Major gift funds new position for an interdisciplinary mass spectrometry faculty

The $500,000 gift is the second largest one-time donation in the department’s history.
mass spectrometer

The VCU Department of Chemistry is pleased to announce a generous gift of $500,000 to create the Mass Spectrometry Faculty Fund. The gift, made by anonymous donors, provides funding for the creation of a new position for an interdisciplinary mass spectrometry faculty member in the department. Maryanne Collinson, Ph.D., department chair and the John B. Fenn Professor in Chemistry, celebrates the transformational opportunity that the gift will provide. 

“This gift allows us to bring back the legacy of Professor John Fenn for his pioneering work on the development of electrospray ionization for the mass spectrometric analyses of biological macromolecules,” says Collinson. John B. Fenn, Ph.D., who in 2002 was awarded the Nobel Prize for his revolutionary research on analyzing biomolecules, was a faculty member in the department from 1994 through his death in 2010.

The gift, the second largest one-time donation in the department’s history, will be instrumental in helping the department to attract new faculty talent. “Ultimately this fund will ensure enormous opportunities and new experiences for the multidisciplinary teaching and training of undergraduate and graduate students in the ever growing field of mass spectrometry. We are forever grateful to the donors for helping to make this possible,” says Collinson.

"Ultimately this fund will ensure enormous opportunities and new experiences for the multidisciplinary teaching and training of undergraduate and graduate students in the ever growing field of mass spectrometry."

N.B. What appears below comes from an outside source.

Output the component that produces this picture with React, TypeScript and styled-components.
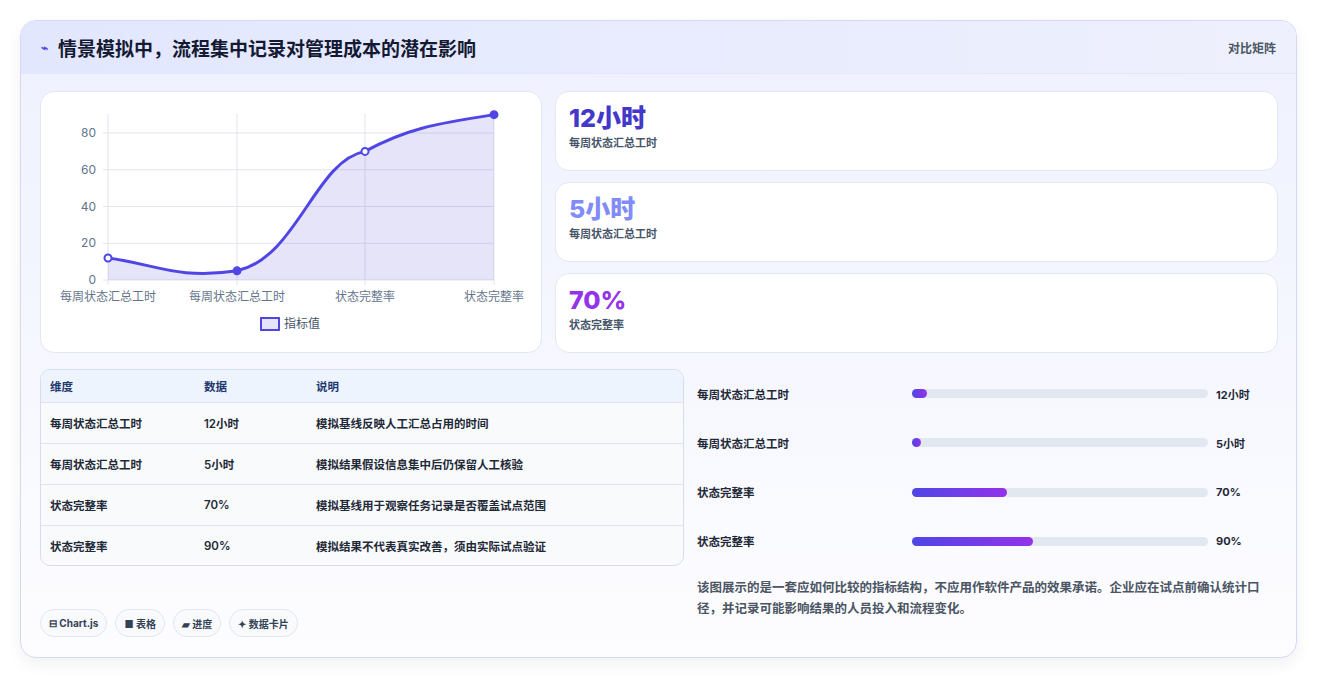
import React from "react";
import styled, { createGlobalStyle } from "styled-components";

const G = createGlobalStyle`
  body{margin:0;background:#fff;font-family:Inter,"Noto Sans CJK SC",sans-serif;}
`;
const Page = styled.div`padding:20px 21px 20px 20px;height:678px;box-sizing:border-box;`;
const Card = styled.div`
  height:638px;box-sizing:border-box;border:1px solid #d5d9f5;border-radius:16px;overflow:hidden;
  background:linear-gradient(180deg,#eef1fe 0%,#fdfdff 100%);
  box-shadow:0 6px 16px rgba(0,0,0,0.06);display:flex;flex-direction:column;
`;
const Header = styled.div`
  height:55px;display:flex;align-items:center;justify-content:space-between;padding:0 20px;
  background:linear-gradient(90deg,#e2e7fe,#eef0fd);border-bottom:1px solid #e3e7fb;
`;
const Title = styled.h1`margin:0;font-size:19px;font-weight:700;color:#141a33;display:flex;align-items:center;gap:10px;`;
const Small = styled.span`font-size:12px;color:#4b5563;font-weight:600;`;
const Body = styled.div`flex:1;padding:17px 18px 20px 19px;display:flex;flex-direction:column;`;
const Grid = styled.div<{l:number;h:number;mt:number}>`display:grid;grid-template-columns:${p=>p.l}px 1fr;column-gap:13px;height:${p=>p.h}px;margin-top:${p=>p.mt}px;`;
const Panel = styled.div`background:#fff;border:1px solid #e3e6f3;border-radius:14px;`;
const Stats = styled.div`display:flex;flex-direction:column;gap:11px;`;
const Stat = styled.div`flex:1;background:#fff;border:1px solid #e3e6f3;border-radius:14px;padding:11px 13px;display:flex;flex-direction:column;`;
const Big = styled.div<{c:string}>`font-size:25px;font-weight:800;color:${p=>p.c};line-height:30px;`;
const Lbl = styled.div`font-size:11px;color:#475569;margin-top:1px;font-weight:600;`;
const Table = styled.div`border:1px solid #d7ddf0;border-radius:10px;overflow:hidden;background:#f8fafc;height:195px;`;
const Row = styled.div<{h?:boolean}>`display:grid;grid-template-columns:154px 112px 1fr;padding:0 9px;font-size:11.5px;font-weight:600;
  height:${p=>p.h?32:40}px;align-items:center;color:${p=>p.h?"#1e3a6e":"#1f2937"};
  background:${p=>p.h?"#eef4fe":"transparent"};border-bottom:1px solid #dfe4ee;&:last-child{border-bottom:none}`;
const Bars = styled.div`display:flex;flex-direction:column;justify-content:space-around;padding:0 18px 0 0;`;
const BarRow = styled.div`display:grid;grid-template-columns:215px 296px 1fr;align-items:center;font-size:11.5px;font-weight:600;color:#1f2937;`;
const Track = styled.div`height:9px;border-radius:5px;background:#e2e8f0;`;
const Fill = styled.div`height:100%;border-radius:5px;background:linear-gradient(90deg,#4f46e5,#9333ea);`;
const Val = styled.span`padding-left:8px;font-weight:700;font-size:11px;`;
const Pills = styled.div`display:flex;gap:8px;align-items:flex-end;padding-bottom:0;`;
const Pill = styled.span`border:1px solid #e2e6f2;border-radius:14px;padding:0 8px;height:26px;display:flex;align-items:center;font-size:10px;font-weight:700;color:#334155;background:#f8fafc;`;
const Note = styled.p`margin:0;padding-top:12px;font-size:12.5px;line-height:21px;color:#4b5563;font-weight:600;`;

const X=[67,196,324,453]; const y=(v:number)=>188-v*1.8375;
const pts=[12,5,70,90].map((v,i)=>[X[i],y(v)]);
function Chart(){
  const d=`M${pts[0]} C${X[0]+45},${y(9)} ${X[1]-60},${y(0)} ${X[1]},${y(5)} C${X[1]+60},${y(12)} ${X[2]-50},${y(65)} ${X[2]},${y(70)} C${X[2]+40},${y(82)} ${X[3]-60},${y(85)} ${X[3]},${y(90)}`;
  return <svg width="500" height="260" style={{display:"block"}}>
    {[0,20,40,60,80].map(v=><g key={v}><line x1={62} x2={453} y1={y(v)} y2={y(v)} stroke="#e2e4ef"/><text x={55} y={y(v)+4} fontSize="12" fill="#64748b" textAnchor="end">{v}</text></g>)}
    {X.map(x=><line key={x} x1={x} x2={x} y1={22} y2={y(0)+5} stroke="#e2e4ef"/>)}
    <path d={`${d} L${X[3]},${y(0)} L${X[0]},${y(0)}Z`} fill="rgba(99,90,220,0.16)"/>
    <path d={d} fill="none" stroke="#4f46e5" strokeWidth="3"/>
    {pts.map(([a,b],i)=><circle key={i} cx={a} cy={b} r="3.5" fill={i%2?"#4f46e5":"#fff"} stroke="#4f46e5" strokeWidth="2"/>)}
    {["每周状态汇总工时","每周状态汇总工时","状态完整率","状态完整率"].map((t,i)=><text key={i} x={X[i]} y={209} fontSize="12" fill="#64748b" textAnchor="middle">{t}</text>)}
    <rect x={220} y={226} width={18} height={12} fill="rgba(99,90,220,0.16)" stroke="#4f46e5" strokeWidth="2"/>
    <text x={243} y={236} fontSize="12" fill="#475569">指标值</text>
  </svg>;
}

export default function App(){
  const rows=[["每周状态汇总工时","12小时","模拟基线反映人工汇总占用的时间"],["每周状态汇总工时","5小时","模拟结果假设信息集中后仍保留人工核验"],["状态完整率","70%","模拟基线用于观察任务记录是否覆盖试点范围"],["状态完整率","90%","模拟结果不代表真实改善，须由实际试点验证"]];
  const bars:[string,number,string][]=[["每周状态汇总工时",5,"12小时"],["每周状态汇总工时",3,"5小时"],["状态完整率",32,"70%"],["状态完整率",41,"90%"]];
  return <Page><G/><Card>
    <Header><Title><span style={{fontSize:12,color:"#4f46e5"}}>⌁</span>情景模拟中，流程集中记录对管理成本的潜在影响</Title><Small>对比矩阵</Small></Header>
    <Body>
      <Grid l={502} h={262} mt={0}>
        <Panel><Chart/></Panel>
        <Stats>
          <Stat><Big c="#4338ca">12小时</Big><Lbl>每周状态汇总工时</Lbl></Stat>
          <Stat><Big c="#818cf8">5小时</Big><Lbl>每周状态汇总工时</Lbl></Stat>
          <Stat><Big c="#9333ea">70%</Big><Lbl>状态完整率</Lbl></Stat>
        </Stats>
      </Grid>
      <Grid l={644} h={196} mt={16}>
        <Table>
          <Row h><span>维度</span><span>数据</span><span>说明</span></Row>
          {rows.map((r,i)=><Row key={i}>{r.map((c,j)=><span key={j}>{c}</span>)}</Row>)}
        </Table>
        <Bars>{bars.map((b,i)=><BarRow key={i}><span>{b[0]}</span><Track><Fill style={{width:`${b[1]}%`}}/></Track><Val>{b[2]}</Val></BarRow>)}</Bars>
      </Grid>
      <Grid l={644} h={72} mt={0}>
        <Pills><Pill>⊟ Chart.js</Pill><Pill>■ 表格</Pill><Pill>▰ 进度</Pill><Pill>✦ 数据卡片</Pill></Pills>
        <Note>该图展示的是一套应如何比较的指标结构，不应用作软件产品的效果承诺。企业应在试点前确认统计口径，并记录可能影响结果的人员投入和流程变化。</Note>
      </Grid>
    </Body>
  </Card></Page>;
}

The Department of Chemistry, which specializes in collaborative and interdisciplinary research in the fields of chemistry, chemical biology, chemical education, material science, and nanoscience and nanotechnology, is home to 35 faculty members, approximately 70 graduate students and more than 400 undergraduate chemistry majors. The department has an active research program with more than $3 million in annual awards in research and educational grants. They also offer two interdisciplinary Ph.D. programs in nanoscience and nanotechnology, and a Ph.D. degree in chemical biology, as well as an accelerated BS+MS program and non-thesis MS program.